Whilst not affiliated with PC Music per se, London electro-pop trio Kero Kero Bonito certainly share many of the same hallmarks. They draw heavily from J-pop and video game music (arguably their best known track, Sick Beat, samples the game Super Mario 64), and write songs on Casio keyboards. Not only that, one of them performs under the name Kane West and releases artwork which features nothing but the Comic Sans font.

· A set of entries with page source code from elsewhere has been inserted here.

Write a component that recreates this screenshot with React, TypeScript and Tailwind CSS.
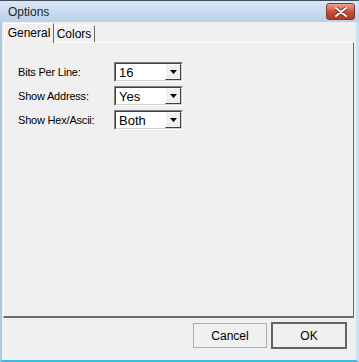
import { JSX } from "react";

const font = { fontFamily: '"Liberation Sans", Arial, sans-serif' };

const Combo = ({ value }: { value: string }): JSX.Element => {
  return (
    <div className="relative w-[69px] h-[20px] flex border-t border-l border-[#808080] border-b border-r border-b-white border-r-white">
      <div className="flex-1 flex border-t border-l border-[#404040] border-b border-r border-b-[#d4d0c8] border-r-[#d4d0c8] bg-white">
        <div className="flex-1 flex items-center pl-[3px] text-[13px] text-black leading-none">{value}</div>
        <div className="w-[16px] h-full flex items-center justify-center bg-[#f0f0f0] border-t border-l border-white border-b border-r border-b-[#404040] border-r-[#404040]">
          <svg width="7" height="4" viewBox="0 0 7 4">
            <path d="M0 0 H7 L3.5 4 Z" fill="#000" />
          </svg>
        </div>
      </div>
    </div>
  );
};

const Fila = ({ label, value }: { label: string; value: string }): JSX.Element => {
  return (
    <div className="flex items-center h-[20px]">
      <div className="w-[96px] text-[11px] tracking-[-0.2px] text-black leading-none">{label}</div>
      <Combo value={value} />
    </div>
  );
};

export default function App(): JSX.Element {
  return (
    <div
      className="relative w-[359px] h-[362px] flex flex-col bg-[#f0f0f0] overflow-hidden"
      style={font}
    >
      {/* title bar */}
      <div className="relative w-full h-[22px] flex items-center justify-between bg-gradient-to-b from-[#dce7f4] to-[#b9d0ea] border-t border-[#40505f] pl-[8px] pr-[4px]">
        <div className="text-[12px] text-[#1e1e1e] leading-none">Options</div>
        <div className="w-[29px] h-[17px] flex items-center justify-center rounded-[3px] border border-[#7a3a30] bg-gradient-to-b from-[#e9a597] via-[#c9503a] to-[#b13a24]">
          <svg width="12" height="10" viewBox="0 0 12 10">
            <path d="M1 1 L11 9 M11 1 L1 9" stroke="#5a2a22" strokeWidth="3.4" strokeLinecap="round" />
            <path d="M1 1 L11 9 M11 1 L1 9" stroke="#ffffff" strokeWidth="2" strokeLinecap="round" />
          </svg>
        </div>
      </div>

      {/* body */}
      <div className="relative flex-1 flex flex-col border-l-2 border-l-[#a9c8ea] border-r-[3px] border-r-[#c6e4f4] border-b-2 border-b-[#35bde6]">
        {/* tabs */}
        <div className="relative flex items-end h-[20px] pl-[2px]">
          <div className="relative z-10 h-[20px] w-[50px] flex items-center justify-center bg-[#f0f0f0] border-t border-l border-white border-r border-r-[#696969] text-[12px] text-black leading-none -mb-[1px] pb-[1px]">
            General
          </div>
          <div className="h-[17px] w-[41px] flex items-center justify-center bg-[#f0f0f0] border-t border-white border-r border-r-[#696969] text-[12px] text-black leading-none">
            Colors
          </div>
        </div>

        {/* panel */}
        <div className="relative mx-[1px] w-[351px] h-[276px] flex flex-col border-t border-l border-white border-r border-r-[#696969] border-b-2 border-b-[#6d6d6d]">
          <div className="flex flex-col gap-[4px] pt-[19px] pl-[14px]">
            <Fila label="Bits Per Line:" value="16" />
            <Fila label="Show Address:" value="Yes" />
            <Fila label="Show Hex/Ascii:" value="Both" />
          </div>
        </div>

        {/* buttons */}
        <div className="flex justify-end gap-[4px] pt-[4px] pr-[9px]">
          <div className="mt-[1px] w-[74px] h-[25px] flex items-center justify-center border border-[#adadad] bg-[#f0f0f0] text-[12px] text-black leading-none">
            Cancel
          </div>
          <div className="w-[76px] h-[27px] flex items-center justify-center border-2 border-[#646464] bg-[#f0f0f0] text-[12px] text-black leading-none">
            OK
          </div>
        </div>
      </div>
    </div>
  );
}
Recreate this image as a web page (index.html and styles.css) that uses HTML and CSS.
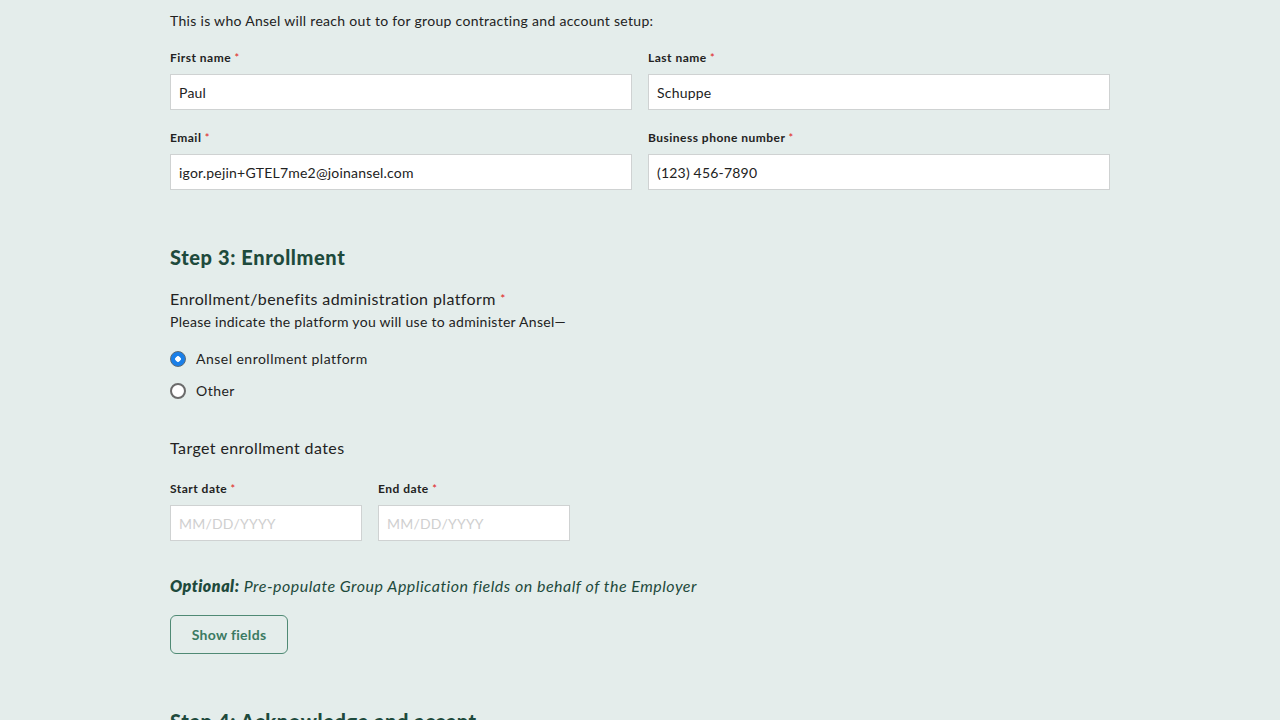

This could all degenerate into a horrendous hipster-ish in-joke. You can certainly imagine it being lauded in Sugar Ape magazine, the publication central to the TV series Nathan Barley. On the surface, 2014’s Picture This fits in with the style over substance accusations. It’s twee, catchy and appears to be completely mindless. I mean, it’s a song about taking photographs of everything – in the Instagram age, what could be more disposable?
But actually, there’s an incredibly wry, dry wit at work here. The chorus tells us when taking a picture, “don’t forget to show everybody you’ve ever known”. A cursory glance at your Facebook news feed will tell you that’s exactly what we’re all doing. We’ve become a generation self-obsessed, all treating social media as if we’re each the stars of our own television shows. The line is both throwaway and cutting – as if we’d forget to show everybody we’ve ever known.
Then there’s the flipside of this. Digital photography may be so ubiquitous that a single picture is essentially meaningless, but in our own way, we’re documenting the here and now, and we can look back on those memories. “When you’re old and wise you’ll find / All the shots you’ve got / Bring back the time it’s easy to believe / Yesterday was so sweet”. Think of the pangs of nostalgia or the Proustian rush that comes from Facebook reminding you a certain picture was taken on this day five years ago. It’s social commentary dressed up as the fluffiest of confections.
The best pop music is thrilling and instantaneous, while the greatest songs speak to us on a deeper level. It’s not that Picture This is an anthem for our times as such, but it certainly speaks to who we are and what we’ve become. But you can choose to ignore all that if you like, and you’ve just got a cracking slice of J-pop that will rattle around your head for days.
Entered chart: Did not chart
Who could sing this today and have a hit? The answer to this question, as it is to many, many questions, is Charli XCX.
“Yesterday was so sweet” gives it just the right undertow of melancholy.